In mir zog sich alles zusammen. Ich fühlte mich, als hätte jemand meine Eingeweide verknotet. Ein schwerer Klumpen aus Schmerz und Verzweiflung, der in meinem Bauch lag und mich mit seiner unerträglichen Schwere nach unten zog. Jeder meiner Schritte war wackelig, ich zitterte am ganzen Körper, mir war schwindelig und die Müdigkeit, die mir während den letzten Stunden in die erschöpften Glieder gekrochen war, machte es mir schwer, die Augen offen zu halten.

Und plötzlich überkam mich ein kribbelndes Gefühl, es breitete sich von meinem Brustkorb bis in die Gliedmaßen aus und schließlich erreichte es auch meinen Kopf. Kurz versuchte ich, gegen das betäubende Gefühl anzukämpfen, wusste, was gleich passieren würde, doch die Angst davor, zusammenzubrechen, die Sorge, dass ich mir weh tun und mich verletzen könnte hielten nur den Bruchteil einer Sekunde lang an, bevor mich die Dunkelheit als eine Mischung aus Bedrohung und Erlösung übermannte.

Als ich die Augen wieder aufschlug, kniete die Krankenschwester, die mich begleitet hatte neben mir auf dem Boden und redete auf mich ein. Schnell setzte ich mich auf und beantwortete ihre Fragen. Mir tat nichts weh, mir war auch nicht wirklich schwindelig und ich hatte nicht das Gefühl, mich übergeben zu müssen. Anscheinend war ich nicht besonders lange ohnmächtig gewesen und hatte mich beim Sturz nicht verletzt, denn die junge Frau sah nicht mehr so besorgt aus und erklärte dann, dass sie es für das Beste hielt, wenn ich nach Hause ging und mich ausschlief.

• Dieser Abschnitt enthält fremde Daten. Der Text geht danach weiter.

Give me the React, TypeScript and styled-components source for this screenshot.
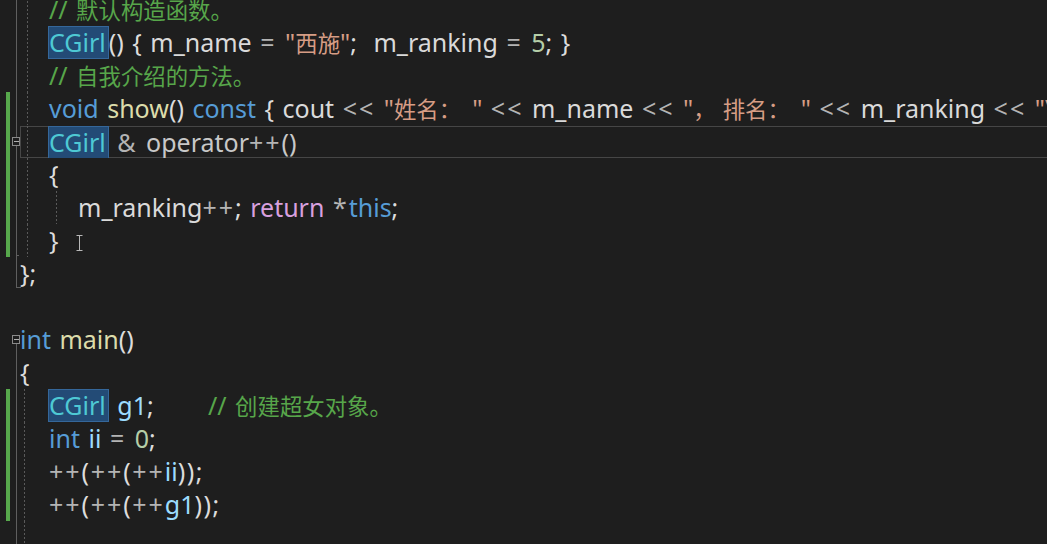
import React from "react";
import styled, { createGlobalStyle, css } from "styled-components";

const Global = createGlobalStyle`
  html, body { margin: 0; padding: 0; background: #1e1e1e; }
  body { width: 1047px; height: 544px; overflow: hidden; }
`;

const Editor = styled.div`
  width: 1047px;
  height: 544px;
  overflow: hidden;
  background: #1e1e1e;
  font-family: "Noto Sans", "Noto Sans CJK SC", sans-serif;
  font-size: 25px;
  color: #dcdcdc;
`;

const Lines = styled.div`
  display: flex;
  flex-direction: column;
  margin-top: -7px;
`;

const Row = styled.div`
  display: flex;
  width: 1070px;
  height: 33px;
  flex-shrink: 0;
`;

const Gutter = styled.div`
  width: 20px;
  flex-shrink: 0;
  display: grid;
  grid-template-columns: 6px 4px 2px 8px;
`;

const ChangeBar = styled.div<{ $on?: boolean }>`
  grid-column: 2;
  background: ${(p) => (p.$on ? "#57a84c" : "transparent")};
`;

type OutlineKind = "none" | "line" | "tick" | "end" | "boxMid" | "boxStart";

const lineColor = "#5f5f5f";

const Outline = styled.div<{ $kind: OutlineKind }>`
  grid-column: 4;
  position: relative;
  display: flex;
  align-items: center;
  ${(p) =>
    (p.$kind === "line" || p.$kind === "tick" || p.$kind === "end") &&
    css`
      &::before {
        content: "";
        position: absolute;
        left: 4px;
        top: 0;
        bottom: ${p.$kind === "end" ? "2px" : "0"};
        width: 1px;
        background: ${lineColor};
      }
    `}
  ${(p) =>
    (p.$kind === "tick" || p.$kind === "end") &&
    css`
      &::after {
        content: "";
        position: absolute;
        left: 4px;
        bottom: ${p.$kind === "end" ? "2px" : "1px"};
        width: ${p.$kind === "end" ? "5px" : "3px"};
        height: 1px;
        background: ${lineColor};
      }
    `}
  ${(p) =>
    (p.$kind === "boxMid" || p.$kind === "boxStart") &&
    css`
      &::before {
        content: "";
        position: absolute;
        left: 4px;
        top: ${p.$kind === "boxMid" ? "0" : "50%"};
        bottom: 0;
        width: 1px;
        background: ${lineColor};
      }
    `}
`;

const FoldBox = styled.span`
  position: relative;
  z-index: 1;
  box-sizing: border-box;
  width: 9px;
  height: 9px;
  border: 1px solid #8a8a8a;
  background: #1e1e1e;
  display: flex;
  align-items: center;
  justify-content: center;
  &::after {
    content: "";
    width: 5px;
    height: 1px;
    background: #b0b0b0;
  }
`;

const Code = styled.div<{ $current?: boolean }>`
  flex: 1;
  display: flex;
  align-items: stretch;
  white-space: pre;
  overflow: hidden;
  ${(p) =>
    p.$current &&
    css`
      box-shadow: inset 0 0 0 1px #464646;
      margin: 0.5px 0;
    `}
`;

const Indent = styled.span<{ $guide?: number }>`
  display: inline-block;
  flex-shrink: 0;
  width: 29px;
  position: relative;
  ${(p) =>
    p.$guide !== undefined &&
    css`
      &::before {
        content: "";
        position: absolute;
        left: ${p.$guide}px;
        top: 0;
        bottom: 0;
        width: 1px;
        background: repeating-linear-gradient(
          to bottom,
          #5a5a5a 0 2px,
          transparent 2px 4px
        );
      }
    `}
`;

const Text = styled.span`
  line-height: 33px;
  white-space: pre;
  word-spacing: 2px;
`;

const Cjk = styled.span`
  font-family: "Noto Sans CJK SC", sans-serif;
  font-size: 22.4px;
  word-spacing: 0;
`;

const FwPunct = styled.span<{ $after?: number }>`
  display: inline-block;
  font-family: "Noto Sans CJK SC", sans-serif;
  font-size: 22.4px;
  margin-right: ${(p) => p.$after ?? 11}px;
`;

const Cm = styled.span`color: #57a64a;`;
const Kw = styled.span`color: #569cd6;`;
const Fn = styled.span`color: #dcdcaa;`;
const Str = styled.span`color: #d69d85;`;
const Ty = styled.span`color: #4ec9d4;`;
const Mem = styled.span`color: #dadada;`;
const Var = styled.span`color: #9cdcfe;`;
const Num = styled.span`color: #b5cea8;`;
const Op = styled.span`color: #b4b4b4; letter-spacing: 2px;`;
const Pu = styled.span<{ $wide?: boolean }>`
  color: #dcdcdc;
  letter-spacing: ${(p) => (p.$wide ? "1.5px" : "0")};
`;
const Ret = styled.span`color: #d8a0df;`;
const Plain = styled.span`color: #c8c8c8;`;

const Gap = styled.span<{ $w: number }>`
  display: inline-block;
  width: ${(p) => p.$w}px;
`;

const Hl = styled.span`
  display: inline-block;
  box-sizing: border-box;
  height: 33px;
  line-height: 31px;
  margin-left: -1px;
  padding-right: 2px;
  border: 1px solid #35679a;
  background: #234b76;
`;

const TabStop = styled.span<{ $w: number }>`
  display: inline-block;
  width: ${(p) => p.$w}px;
`;

const Cursor = styled.svg`
  display: inline-block;
  vertical-align: middle;
  margin-left: 17px;
`;

type LineSpec = {
  bar?: boolean;
  outline: OutlineKind;
  current?: boolean;
  indents?: number[];
  content?: React.ReactNode;
};

const IBeam = () => (
  <Cursor width="7" height="16" viewBox="0 0 7 16">
    <path d="M0.5 0.5h6M3.5 0.5v15M0.5 15.5h6" stroke="#b8b8b8" strokeWidth="1" fill="none" />
  </Cursor>
);

const lines: LineSpec[] = [
  {
    outline: "line",
    indents: [7],
    content: (
      <Cm>
        // <Cjk>默认构造函数。</Cjk>
      </Cm>
    ),
  },
  {
    outline: "line",
    indents: [7],
    content: (
      <>
        <Hl>
          <Ty>CGirl</Ty>
        </Hl>
        <Pu>() {"{"} </Pu>
        <Mem>m_name</Mem> <Op>=</Op>{" "}
        <Str>
          "<Cjk>西施</Cjk>"
        </Str>
        <Pu>; </Pu>
        <Gap $w={8} />
        <Mem>m_ranking</Mem> <Op>=</Op> <Num>5</Num>
        <Pu>; {"}"}</Pu>
      </>
    ),
  },
  {
    outline: "line",
    indents: [7],
    content: (
      <Cm>
        // <Cjk>自我介绍的方法。</Cjk>
      </Cm>
    ),
  },
  {
    bar: true,
    outline: "line",
    indents: [7],
    content: (
      <>
        <Kw>void</Kw> <Fn>show</Fn>
        <Pu>() </Pu>
        <Kw>const</Kw>
        <Pu> {"{"} </Pu>
        <Mem>cout</Mem> <Op>{"<<"}</Op>{" "}
        <Str>
          "<Cjk>姓名</Cjk>
          <FwPunct>：</FwPunct>"
        </Str>{" "}
        <Op>{"<<"}</Op> <Mem>m_name</Mem> <Op>{"<<"}</Op>{" "}
        <Str>
          "<FwPunct $after={7}>，</FwPunct>
          <Cjk>排名</Cjk>
          <FwPunct>：</FwPunct>"
        </Str>{" "}
        <Op>{"<<"}</Op> <Mem>m_ranking</Mem> <Op>{"<<"}</Op> <Str>"\n"</Str>
        <Pu>; {"}"}</Pu>
      </>
    ),
  },
  {
    bar: true,
    outline: "boxMid",
    current: true,
    indents: [7],
    content: (
      <>
        <Hl>
          <Ty>CGirl</Ty>
        </Hl>{" "}
        <Op>&amp;</Op>
        <Plain> operator</Plain>
        <Op>++</Op>
        <Plain>()</Plain>
      </>
    ),
  },
  { bar: true, outline: "line", indents: [7], content: <Pu>{"{"}</Pu> },
  {
    bar: true,
    outline: "line",
    indents: [7, 7],
    content: (
      <>
        <Mem>m_ranking</Mem>
        <Op>++</Op>
        <Pu>; </Pu>
        <Ret>return</Ret> <Op>*</Op>
        <Kw>this</Kw>
        <Pu>;</Pu>
      </>
    ),
  },
  {
    bar: true,
    outline: "tick",
    indents: [7],
    content: (
      <>
        <Pu>{"}"}</Pu>
        <IBeam />
      </>
    ),
  },
  { outline: "end", content: <Pu>{"};"}</Pu> },
  { outline: "none" },
  {
    outline: "boxStart",
    content: (
      <>
        <Kw>int</Kw> <Fn>main</Fn>
        <Pu>()</Pu>
      </>
    ),
  },
  { outline: "line", content: <Pu>{"{"}</Pu> },
  {
    bar: true,
    outline: "line",
    indents: [4],
    content: (
      <>
        <TabStop $w={159}>
          <Hl>
            <Ty>CGirl</Ty>
          </Hl>{" "}
          <Var>g1</Var>
          <Pu>;</Pu>
        </TabStop>
        <Cm>
          // <Cjk>创建超女对象。</Cjk>
        </Cm>
      </>
    ),
  },
  {
    bar: true,
    outline: "line",
    indents: [4],
    content: (
      <>
        <Kw>int</Kw> <Var>ii</Var> <Op>=</Op> <Num>0</Num>
        <Pu>;</Pu>
      </>
    ),
  },
  {
    bar: true,
    outline: "line",
    indents: [4],
    content: (
      <>
        <Op>++</Op>
        <Pu $wide>(</Pu>
        <Op>++</Op>
        <Pu $wide>(</Pu>
        <Op>++</Op>
        <Var>ii</Var>
        <Pu $wide>))</Pu>
        <Pu>;</Pu>
      </>
    ),
  },
  {
    bar: true,
    outline: "line",
    indents: [4],
    content: (
      <>
        <Op>++</Op>
        <Pu $wide>(</Pu>
        <Op>++</Op>
        <Pu $wide>(</Pu>
        <Op>++</Op>
        <Var>g1</Var>
        <Pu $wide>))</Pu>
        <Pu>;</Pu>
      </>
    ),
  },
  { outline: "line", indents: [4] },
  { outline: "line", indents: [4] },
];

export default function App() {
  return (
    <>
      <Global />
      <Editor>
        <Lines>
          {lines.map((l, i) => (
            <Row key={i}>
              <Gutter>
                <ChangeBar $on={l.bar} />
                <Outline $kind={l.outline}>
                  {(l.outline === "boxMid" || l.outline === "boxStart") && <FoldBox />}
                </Outline>
              </Gutter>
              <Code $current={l.current}>
                {(l.indents || []).map((g, j) => (
                  <Indent key={j} $guide={g} />
                ))}
                <Text>{l.content}</Text>
              </Code>
            </Row>
          ))}
        </Lines>
      </Editor>
    </>
  );
}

Obwohl ich mich um keinen Preis noch weiter von Micha entfernen wollte nickte ich, denn mir war klar, dass es weder ihm noch mir etwas brachte, wenn ich weiterhin hier auf dem Gang herumlungerte, nicht schlief, kaum etwas aß und ihn sowieso nicht besuchen konnte. Ich ließ mich also von der jungen Frau ins Foyer des Krankenhauses begleiten und mir auf dem Weg dorthin erklären, dass ich sofort einen Arzt kontaktieren sollte, wenn mir plötzlich schwindelig oder übel wurde. Ich nickte brav, versprach ihr dann, dass ich ein Taxi für den Heimweg nehmen würde und verließ das Krankenhaus.

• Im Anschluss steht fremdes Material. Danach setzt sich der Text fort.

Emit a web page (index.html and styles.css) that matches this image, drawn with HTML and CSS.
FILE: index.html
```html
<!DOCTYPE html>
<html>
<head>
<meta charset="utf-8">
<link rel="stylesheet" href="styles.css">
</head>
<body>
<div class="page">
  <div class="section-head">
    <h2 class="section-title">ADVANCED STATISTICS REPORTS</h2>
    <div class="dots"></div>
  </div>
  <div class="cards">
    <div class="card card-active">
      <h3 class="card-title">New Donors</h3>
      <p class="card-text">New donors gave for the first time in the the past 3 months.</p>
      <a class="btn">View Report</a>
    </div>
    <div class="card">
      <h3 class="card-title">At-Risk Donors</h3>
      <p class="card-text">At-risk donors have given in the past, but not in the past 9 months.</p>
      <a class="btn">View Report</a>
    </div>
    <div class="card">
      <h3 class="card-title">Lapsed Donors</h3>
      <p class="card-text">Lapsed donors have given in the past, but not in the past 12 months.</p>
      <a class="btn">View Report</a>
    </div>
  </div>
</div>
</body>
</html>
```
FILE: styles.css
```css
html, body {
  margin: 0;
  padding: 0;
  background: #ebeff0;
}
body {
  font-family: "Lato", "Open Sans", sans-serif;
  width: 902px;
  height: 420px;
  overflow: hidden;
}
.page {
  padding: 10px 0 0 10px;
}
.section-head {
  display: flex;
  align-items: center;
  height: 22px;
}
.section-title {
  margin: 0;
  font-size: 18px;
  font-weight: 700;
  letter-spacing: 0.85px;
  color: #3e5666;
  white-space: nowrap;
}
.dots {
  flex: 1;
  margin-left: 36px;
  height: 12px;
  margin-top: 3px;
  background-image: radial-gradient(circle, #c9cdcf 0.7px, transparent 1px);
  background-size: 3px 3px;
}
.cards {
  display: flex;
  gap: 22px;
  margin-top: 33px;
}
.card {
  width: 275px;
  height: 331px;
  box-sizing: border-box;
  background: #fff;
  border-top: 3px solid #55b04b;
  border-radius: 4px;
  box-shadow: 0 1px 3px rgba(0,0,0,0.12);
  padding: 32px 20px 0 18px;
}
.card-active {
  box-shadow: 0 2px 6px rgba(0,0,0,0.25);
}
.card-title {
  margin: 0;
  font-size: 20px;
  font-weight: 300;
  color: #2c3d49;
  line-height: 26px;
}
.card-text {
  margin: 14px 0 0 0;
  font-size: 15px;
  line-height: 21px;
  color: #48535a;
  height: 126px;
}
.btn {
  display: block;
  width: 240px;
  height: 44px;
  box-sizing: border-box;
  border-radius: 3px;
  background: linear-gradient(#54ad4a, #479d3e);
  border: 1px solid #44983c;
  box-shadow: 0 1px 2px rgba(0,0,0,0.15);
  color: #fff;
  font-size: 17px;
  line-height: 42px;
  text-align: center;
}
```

Die Fahrt nach Hause war ermüdend und obwohl der ältere Herr hinter dem Steuer die ganze Zeit mit mir redete schlief ich beinahe ein. Endlich war ich zu Hause angekommen, schloss die Wohnungstüre auf, schlurfte ins Schlafzimmer und ließ mich in das Doppelbett fallen, das mir viel zu groß vorkam. Ich fühlte mich so unendlich alleingelassen...

Ich war alleingelassen.

Natürlich konnte ich das Micha nicht vorwerfen, doch nachdem ich die letzten drei Tage in ständiger Angst verbracht hatte, war ich mir eigentlich sicher gewesen, heute endlich erleichtert nach Hause gehen zu können. Ich hatte schon vorher gewusst, dass diese Operation viele Risiken barg und nachdem sie so grandios schiefgegangen war, hatte Micha noch Glück gehabt, überhaupt noch am Leben zu sein. Und doch hatte ich nicht wirklich damit gerechnet, dass tatsächlich das eintreten würde, was die Ärzte mir als worst case szenario geschildert hatten.

Drei Tage hatte Micha im künstlichen Koma verbringen müssen, zwei weitere Operationen waren nötig gewesen, um ihn zu stabilisieren. Und heute war er endlich wieder aufgewacht. Nach einer gefühlten Ewigkeit hatte ich ihn wieder besuchen können, doch jetzt gerade wäre es mir lieber, er läge noch immer im künstlichen Koma. Stattdessen hatte sich sein verwirrter Gesichtsausdruck in meine Netzhaut eingebrannt und egal wie sehr ich versuchte, meinen Kopf frei zu machen, um endlich einschlafen zu können, die Worte die er zu mir gesagt hatte übertönten alles woran ich zu denken versuchte, wie ein lästiger Ohrwurm: „Kennen wir uns? Ich glaube, Sie verwechseln mich."

Mir war gesagt worden, dass sowas passieren konnte, doch ich war mir so sicher gewesen, dass sich Micha an mich erinnern würde. Wie konnte es sein, dass er alles was in den letzten drei Jahren passiert war, einfach vergessen hatte? Vielleicht lag das, woran er sich erinnern konnte sogar noch weiter zurück. Würden diese Erinnerungen jemals wieder zurückkommen? Oder hatte ich meinen Verlobten von jetzt auf gleich für immer verloren?